Rider in the Dunes
Philips Wouwerman·1647
Historical Context
The dune landscape of the Dutch coastal provinces — particularly north of Haarlem along the sandy ridges separating the polders from the sea — was a subject that Wouwerman and his contemporaries depicted with topographic intimacy. Rider in the Dunes, painted in 1647 and now at the Städel Museum, is an early-career work showing the artist already in confident command of his signature combination: a single mounted figure in a broadly conceived natural setting. The dunes were travelled roads as much as scenic terrain, used by military dispatch riders, merchants, and fishermen's carts. Placing a rider within this familiar landscape grounded the picture in recognizable Dutch geography while allowing the artist to focus on the interplay of horse, sky, and sandy undulation. The Städel acquired this work as part of its systematically assembled Dutch Golden Age holdings.
Technical Analysis
Panel support and the relatively contained scale of this early work show Wouwerman already using his tonal glazing technique to build the pale, silvery light characteristic of dune environments.
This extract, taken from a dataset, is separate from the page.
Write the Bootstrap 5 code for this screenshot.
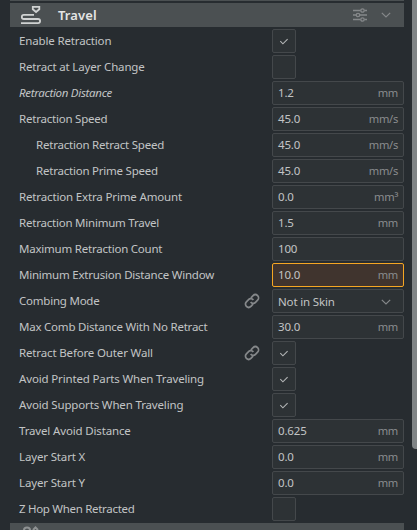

Sandy ground is rendered in warm neutral tones against the cooler sky, with the rider providing the chromatic accent.
Look Closer
- ◆The dune ridgeline creates a diagonal across the composition, giving spatial dynamism to what might otherwise be a flat terrain.
- ◆The rider's silhouette against the sky reads with the clarity of a motif designed to be visible from a distance.
- ◆Coarse dune grass — appearing as loose, calligraphic marks — indicates the specific vegetation of Dutch coastal sandhills.
- ◆The sky occupies an unusually large proportion of the composition, emphasizing the exposed, sky-dominated quality of dune landscape.